Non è ancora chiaro quale ruolo svolgano queste “rocce” produttrici di ossigeno nell’ecosistema del fondale marino profondo e quale impatto potrebbe avere la loro raccolta tramite l’estrazione mineraria. Dato che le compagnie minerarie stanno pianificando di presentare le prime domande di licenza per iniziare la raccolta quest’anno, i prossimi anni di ricerca saranno cruciali per la conservazione e la protezione del fondale marino profondo.
Il programma di ricerca triennale indagherà se durante la creazione dell'”Ossigeno Oscuro” viene rilasciato idrogeno e se questo viene utilizzato come fonte di energia per una comunità insolitamente ampia di microbi in alcune parti dell’oceano profondo, oltre a come il cambiamento climatico potrebbe influenzare l’attività biologica nell’oceano profondo.

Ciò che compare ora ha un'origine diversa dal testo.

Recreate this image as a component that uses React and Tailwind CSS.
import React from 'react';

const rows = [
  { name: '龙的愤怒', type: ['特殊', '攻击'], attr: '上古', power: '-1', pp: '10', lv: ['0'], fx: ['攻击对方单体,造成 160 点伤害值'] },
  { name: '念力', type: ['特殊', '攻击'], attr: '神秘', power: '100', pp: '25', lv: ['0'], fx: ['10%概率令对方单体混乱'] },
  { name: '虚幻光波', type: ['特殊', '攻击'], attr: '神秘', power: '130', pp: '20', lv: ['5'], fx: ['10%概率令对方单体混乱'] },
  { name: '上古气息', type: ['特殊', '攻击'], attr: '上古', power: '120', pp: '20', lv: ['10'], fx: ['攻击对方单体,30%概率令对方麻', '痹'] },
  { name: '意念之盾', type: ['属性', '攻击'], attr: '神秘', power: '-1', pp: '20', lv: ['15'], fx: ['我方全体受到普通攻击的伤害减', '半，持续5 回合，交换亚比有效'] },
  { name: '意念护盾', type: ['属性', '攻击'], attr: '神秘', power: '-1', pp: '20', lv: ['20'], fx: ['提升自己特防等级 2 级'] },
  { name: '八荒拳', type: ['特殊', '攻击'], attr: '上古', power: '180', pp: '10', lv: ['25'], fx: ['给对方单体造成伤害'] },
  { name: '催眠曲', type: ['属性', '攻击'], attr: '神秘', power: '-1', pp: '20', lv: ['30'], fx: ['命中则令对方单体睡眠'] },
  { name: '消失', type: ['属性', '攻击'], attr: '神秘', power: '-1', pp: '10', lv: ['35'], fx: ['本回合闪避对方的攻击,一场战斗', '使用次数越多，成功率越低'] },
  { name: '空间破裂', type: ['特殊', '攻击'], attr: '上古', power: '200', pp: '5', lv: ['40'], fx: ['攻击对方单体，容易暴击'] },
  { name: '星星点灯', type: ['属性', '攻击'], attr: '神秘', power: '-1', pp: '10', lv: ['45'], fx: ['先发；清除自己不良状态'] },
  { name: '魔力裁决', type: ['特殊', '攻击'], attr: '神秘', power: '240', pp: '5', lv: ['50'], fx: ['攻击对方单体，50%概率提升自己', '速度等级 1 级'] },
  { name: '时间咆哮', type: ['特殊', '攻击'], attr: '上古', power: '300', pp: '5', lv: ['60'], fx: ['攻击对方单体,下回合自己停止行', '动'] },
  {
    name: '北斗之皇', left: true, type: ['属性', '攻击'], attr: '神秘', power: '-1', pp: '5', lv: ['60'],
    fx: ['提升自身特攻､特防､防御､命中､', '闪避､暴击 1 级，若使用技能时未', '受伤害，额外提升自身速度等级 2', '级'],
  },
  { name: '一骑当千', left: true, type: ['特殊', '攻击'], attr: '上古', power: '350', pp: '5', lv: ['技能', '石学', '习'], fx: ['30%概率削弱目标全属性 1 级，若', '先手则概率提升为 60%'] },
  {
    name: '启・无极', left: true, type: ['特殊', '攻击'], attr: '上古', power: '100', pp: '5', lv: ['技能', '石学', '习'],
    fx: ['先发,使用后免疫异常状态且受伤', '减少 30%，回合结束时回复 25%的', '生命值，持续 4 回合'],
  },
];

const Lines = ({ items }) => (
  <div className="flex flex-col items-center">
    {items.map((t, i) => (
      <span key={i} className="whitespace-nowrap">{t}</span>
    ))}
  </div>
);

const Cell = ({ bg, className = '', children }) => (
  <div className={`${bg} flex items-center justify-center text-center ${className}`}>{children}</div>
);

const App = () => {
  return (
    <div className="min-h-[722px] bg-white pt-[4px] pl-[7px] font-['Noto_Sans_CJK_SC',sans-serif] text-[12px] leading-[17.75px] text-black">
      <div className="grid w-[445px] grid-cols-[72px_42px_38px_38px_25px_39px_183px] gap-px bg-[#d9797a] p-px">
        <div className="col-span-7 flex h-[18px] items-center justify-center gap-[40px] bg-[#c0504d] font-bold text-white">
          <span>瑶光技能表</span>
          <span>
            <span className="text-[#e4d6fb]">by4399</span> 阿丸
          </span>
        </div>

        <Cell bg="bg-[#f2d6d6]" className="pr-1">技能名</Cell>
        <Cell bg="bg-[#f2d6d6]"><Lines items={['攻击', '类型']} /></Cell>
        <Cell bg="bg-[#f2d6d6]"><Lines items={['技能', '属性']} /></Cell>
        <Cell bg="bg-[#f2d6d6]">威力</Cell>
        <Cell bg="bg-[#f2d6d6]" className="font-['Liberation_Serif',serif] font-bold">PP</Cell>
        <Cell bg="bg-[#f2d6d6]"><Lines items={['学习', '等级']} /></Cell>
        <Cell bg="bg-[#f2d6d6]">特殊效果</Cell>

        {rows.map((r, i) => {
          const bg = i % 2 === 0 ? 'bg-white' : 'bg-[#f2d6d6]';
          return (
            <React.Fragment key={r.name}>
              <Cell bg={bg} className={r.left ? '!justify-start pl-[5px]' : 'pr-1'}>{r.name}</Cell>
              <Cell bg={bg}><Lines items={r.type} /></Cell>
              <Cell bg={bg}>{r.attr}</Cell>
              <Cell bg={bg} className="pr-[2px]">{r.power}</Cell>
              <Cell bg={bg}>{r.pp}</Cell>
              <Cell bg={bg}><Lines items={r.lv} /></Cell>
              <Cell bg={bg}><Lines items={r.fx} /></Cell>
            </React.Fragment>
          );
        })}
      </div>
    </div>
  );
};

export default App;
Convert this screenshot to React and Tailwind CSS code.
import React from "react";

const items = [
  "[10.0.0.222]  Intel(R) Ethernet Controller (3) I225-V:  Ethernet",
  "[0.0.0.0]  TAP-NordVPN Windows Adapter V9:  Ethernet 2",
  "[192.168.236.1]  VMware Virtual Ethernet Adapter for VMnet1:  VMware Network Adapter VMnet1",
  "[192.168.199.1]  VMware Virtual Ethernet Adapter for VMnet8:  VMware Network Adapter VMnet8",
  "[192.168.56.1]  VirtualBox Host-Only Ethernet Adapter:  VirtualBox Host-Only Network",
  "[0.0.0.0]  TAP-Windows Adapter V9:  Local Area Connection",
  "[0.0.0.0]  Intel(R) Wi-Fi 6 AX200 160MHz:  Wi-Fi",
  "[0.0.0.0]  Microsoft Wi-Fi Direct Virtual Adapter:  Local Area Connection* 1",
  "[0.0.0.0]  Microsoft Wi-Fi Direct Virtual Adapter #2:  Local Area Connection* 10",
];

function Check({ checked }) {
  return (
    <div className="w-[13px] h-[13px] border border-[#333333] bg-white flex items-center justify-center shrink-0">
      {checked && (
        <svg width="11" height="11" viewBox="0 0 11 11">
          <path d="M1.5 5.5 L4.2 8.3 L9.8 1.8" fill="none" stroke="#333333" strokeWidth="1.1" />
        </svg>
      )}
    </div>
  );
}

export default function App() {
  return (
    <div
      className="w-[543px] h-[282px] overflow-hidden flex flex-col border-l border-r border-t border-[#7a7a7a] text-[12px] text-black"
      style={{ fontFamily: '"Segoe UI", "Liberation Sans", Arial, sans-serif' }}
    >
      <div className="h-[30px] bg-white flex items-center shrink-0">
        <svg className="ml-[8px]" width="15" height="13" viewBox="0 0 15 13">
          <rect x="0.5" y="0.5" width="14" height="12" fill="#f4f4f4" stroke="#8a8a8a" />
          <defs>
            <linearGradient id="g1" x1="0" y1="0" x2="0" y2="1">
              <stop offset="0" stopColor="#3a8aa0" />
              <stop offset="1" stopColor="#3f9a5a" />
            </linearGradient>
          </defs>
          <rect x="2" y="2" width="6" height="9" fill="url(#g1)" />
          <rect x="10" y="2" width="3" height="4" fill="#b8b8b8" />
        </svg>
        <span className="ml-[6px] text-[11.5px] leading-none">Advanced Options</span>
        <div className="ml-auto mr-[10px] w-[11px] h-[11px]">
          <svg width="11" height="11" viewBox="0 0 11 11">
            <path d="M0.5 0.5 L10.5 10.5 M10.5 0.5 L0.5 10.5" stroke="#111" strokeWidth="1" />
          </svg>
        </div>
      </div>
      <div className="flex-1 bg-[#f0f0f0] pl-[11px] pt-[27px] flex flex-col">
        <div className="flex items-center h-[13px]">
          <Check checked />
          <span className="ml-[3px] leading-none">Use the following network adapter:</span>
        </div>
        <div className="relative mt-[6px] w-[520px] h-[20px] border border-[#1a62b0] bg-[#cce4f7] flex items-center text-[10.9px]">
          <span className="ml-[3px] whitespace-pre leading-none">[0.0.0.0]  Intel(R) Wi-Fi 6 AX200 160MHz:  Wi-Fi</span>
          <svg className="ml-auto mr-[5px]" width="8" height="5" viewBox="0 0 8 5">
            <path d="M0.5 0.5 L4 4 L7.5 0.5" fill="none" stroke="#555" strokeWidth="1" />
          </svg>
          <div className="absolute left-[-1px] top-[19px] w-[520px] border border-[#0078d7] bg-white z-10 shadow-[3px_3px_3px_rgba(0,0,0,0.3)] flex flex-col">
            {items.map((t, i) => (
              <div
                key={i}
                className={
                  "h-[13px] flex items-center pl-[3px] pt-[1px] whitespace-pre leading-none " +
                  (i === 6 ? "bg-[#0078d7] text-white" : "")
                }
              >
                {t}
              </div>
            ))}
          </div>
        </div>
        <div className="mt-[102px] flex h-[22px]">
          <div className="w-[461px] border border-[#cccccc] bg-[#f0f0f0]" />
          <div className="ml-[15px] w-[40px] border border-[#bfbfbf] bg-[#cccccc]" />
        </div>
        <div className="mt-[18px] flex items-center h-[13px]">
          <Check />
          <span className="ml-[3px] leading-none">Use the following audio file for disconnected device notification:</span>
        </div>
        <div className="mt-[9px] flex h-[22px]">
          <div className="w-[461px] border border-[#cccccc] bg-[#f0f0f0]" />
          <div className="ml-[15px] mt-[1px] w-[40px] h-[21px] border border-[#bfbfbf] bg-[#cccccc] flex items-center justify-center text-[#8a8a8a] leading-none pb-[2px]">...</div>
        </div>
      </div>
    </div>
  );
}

“Ecco perché la ricerca ora è cruciale”, ha affermato il professor Sweetman. “Se il processo avviene naturalmente e noi estraiamo questi campioni, ciò potrebbe avere un certo effetto sul fondale marino profondo. La cosa prudente da fare è esplorare e cercare di capire cosa sta succedendo qui, prima di procedere con lo sfruttamento. Sappiamo che l’estrazione mineraria in acque profonde avrà un effetto sulla biodiversità e sull’ecosistema in generale. Tutto ciò che chiediamo è un po’ più di tempo per scoprire cosa sta succedendo… Cercheremo di ottenere le risposte il più rapidamente possibile, ma penso che la decisione giusta sia di aspettare un po’ più a lungo prima di decidere se questo è un lavoro che dobbiamo fare come società globale.”
Il progetto consentirà inoltre ai ricercatori di studiare il fondale marino profondo nella Zona Hadal, un’area che raggiunge profondità da 6.000 a 11.000 metri e costituisce circa il 45% dell’intero oceano. Grazie al supporto della Nippon Foundation, il team svilupperà lander autonomi appositamente costruiti e dotati di strumentazione specialistica per raggiungere tali profondità. Questi saranno i primi strumenti basati nel Regno Unito con la capacità di campionare al di sotto dei 6.000 metri.
*Concentrazione di minerali (soprattutto manganese e ferro, ma anche sodio, calcio, stronzio, rame, nichel ecc.) presenti sui fondali oceanici.